More wistful than wise-cracking, Apple TV+ new comedy, The Big Door Prize, is worth a watch. Starring Chris O’Dowd as a middle-aged high school history teacher with a penchant for whistling, the series explores what happens when a machine arrives in a small town that is capable of revealing each person’s greatest potential. Naturally, the community goes wild for this magical box! But is it helping them, or hurting them?
Based on the book by the same name by M.O. Walsh, The Big Door Prize is not a TV show thanks to Schitts Creek alum David West Read. When we meet Dusty (O’Dowd), he’s celebrating his birthday with his wife and former high school sweetheart Cass (Gabrielle Dennis). Nothing about this couple’s life is particularly interesting, besides the fact that Dusty, who was born in Ireland, now improbably lives in small-town America. But it’s precisely that ho-hum banality that’s eating away at the couple when the mystical machine arrives….
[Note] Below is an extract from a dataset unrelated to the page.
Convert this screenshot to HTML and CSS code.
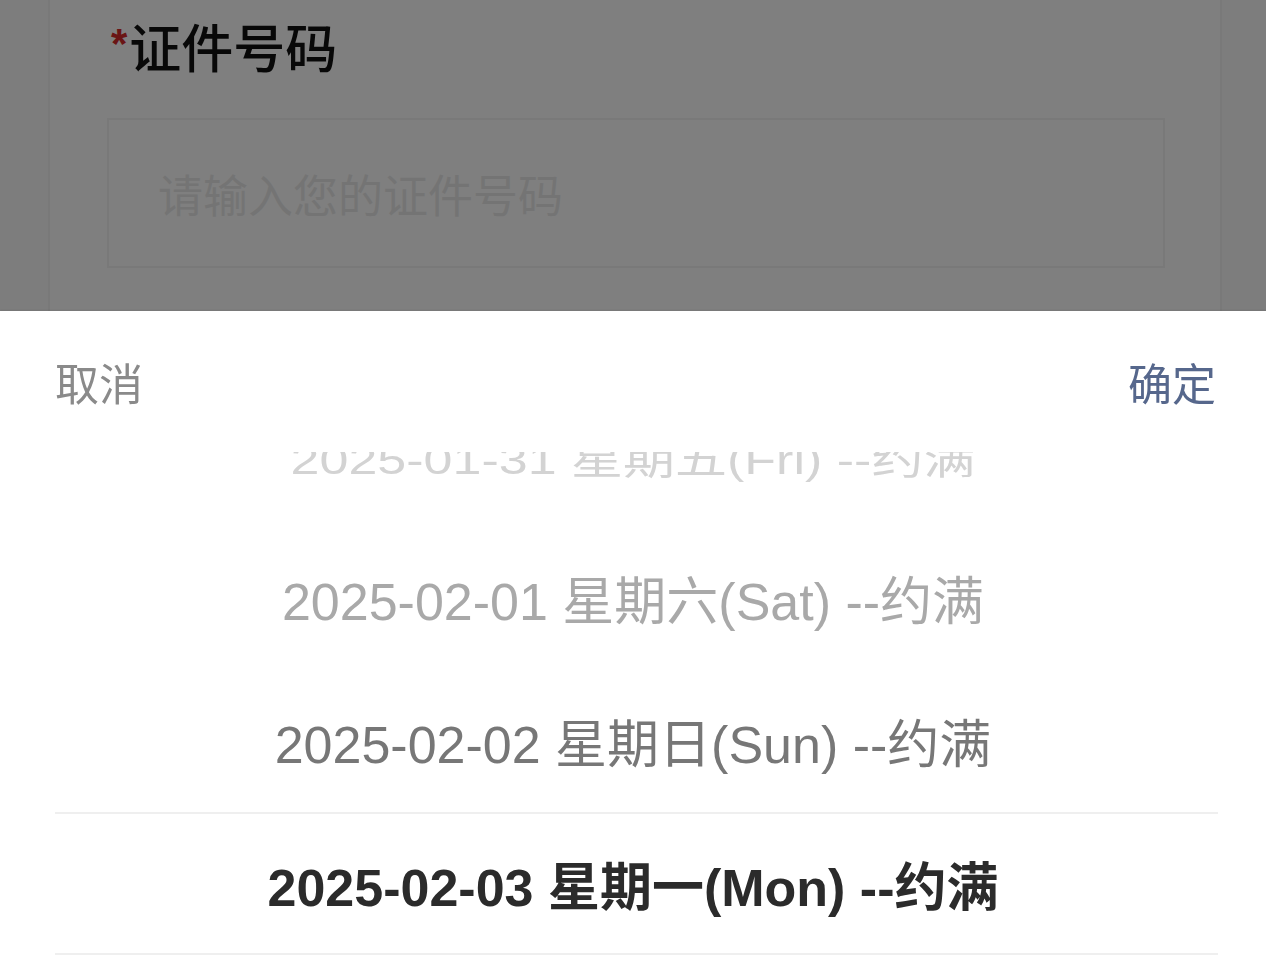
FILE: index.html
```html
<!DOCTYPE html>
<html lang="zh-CN">
<head>
<meta charset="utf-8">
<title>预约日期</title>
<link rel="stylesheet" href="styles.css">
</head>
<body>
<div class="page">
  <div class="card">
    <div class="field">
      <div class="label"><span class="req">*</span>证件号码</div>
      <div class="input"><span class="ph">请输入您的证件号码</span></div>
    </div>
  </div>
</div>
<div class="mask"></div>
<div class="sheet">
  <div class="sheet-head">
    <span class="cancel">取消</span>
    <span class="ok">确定</span>
  </div>
  <div class="wheel">
    <div class="track">
      <div class="row row-far"><span class="txt">2025-01-31 星期五(Fri) --约满</span></div>
      <div class="row row-mid"><span class="txt">2025-02-01 星期六(Sat) --约满</span></div>
      <div class="row row-near"><span class="txt">2025-02-02 星期日(Sun) --约满</span></div>
      <div class="row row-sel"><span class="txt">2025-02-03 星期一(Mon) --约满</span></div>
    </div>
    <div class="indicator"></div>
  </div>
</div>
</body>
</html>
```
FILE: styles.css
```css
html, body {
  margin: 0;
  padding: 0;
}
body {
  width: 1266px;
  height: 968px;
  overflow: hidden;
  background: #fbfbfb;
  font-family: "Liberation Sans", "Noto Sans CJK SC", sans-serif;
}
.page {
  height: 968px;
}
.card {
  margin-left: 48px;
  width: 1170px;
  height: 968px;
  background: #ffffff;
  border-left: 2px solid #f3f3f3;
  border-right: 2px solid #f3f3f3;
}
.field {
  padding-left: 57px;
}
.label {
  padding-top: 16px;
  padding-left: 4px;
  font-family: "Noto Sans CJK SC", sans-serif;
  font-size: 52px;
  font-weight: 500;
  line-height: 60px;
  color: #111111;
}
.req {
  display: inline-block;
  vertical-align: top;
  font-family: "Liberation Sans", sans-serif;
  font-size: 42px;
  font-weight: 700;
  line-height: 56px;
  color: #d42a2a;
  margin-right: 2px;
}
.input {
  margin-top: 42px;
  width: 1058px;
  height: 150px;
  box-sizing: border-box;
  border: 2px solid #f3f3f3;
  display: flex;
  align-items: center;
  padding-left: 49px;
}
.ph {
  font-family: "Noto Sans CJK SC", sans-serif;
  font-size: 45px;
  color: #e9e9e9;
}
.mask {
  position: fixed;
  inset: 0;
  background: rgba(0, 0, 0, 0.5);
}
.sheet {
  position: fixed;
  left: 0;
  right: 0;
  top: 311px;
  bottom: 0;
  background: #ffffff;
  box-shadow: 0 -1px 2px rgba(0, 0, 0, 0.08);
}
.sheet-head {
  height: 141px;
  padding: 0 50px 0 55px;
  display: flex;
  justify-content: space-between;
  align-items: center;
  font-family: "Noto Sans CJK SC", sans-serif;
  font-size: 44px;
}
.cancel {
  color: #8a8a8a;
}
.ok {
  color: #56678c;
}
.wheel {
  position: relative;
  height: 516px;
  overflow: hidden;
}
.track {
  margin-top: -69px;
}
.row {
  height: 143px;
  display: flex;
  align-items: center;
  justify-content: center;
  font-size: 52px;
  white-space: nowrap;
}
.row-far {
  color: #d3d3d3;
}
.row-far .txt {
  display: inline-block;
  transform: translateY(2px) scaleY(0.78);
}
.row-mid {
  color: #a9a9a9;
}
.row-near {
  color: #777777;
}
.row-sel {
  color: #2b2b2b;
  font-weight: 600;
}
.indicator {
  position: absolute;
  left: 55px;
  right: 48px;
  top: 360px;
  height: 139px;
  border-top: 2px solid #efefef;
  border-bottom: 2px solid #efefef;
  pointer-events: none;
}
```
The potential-divining device itself looks unassuming, situated subtly at the back of a convenience store, but never underestimate unassuming objects! This contraption is a psychic mechanical guidance counselor, ready to show you the correct path! Perhaps you’re a doctor who should be a world traveler, or an under-achieving high school student who secretly has the stuff to be the next great meteorologist! You could even be an ordinary person who is actually meant to be royalty! Whatever your true potential, the machine will reveal it to you. You don’t even have to write an aptitude test first. It just somehow knows who you’re meant to be in your bones….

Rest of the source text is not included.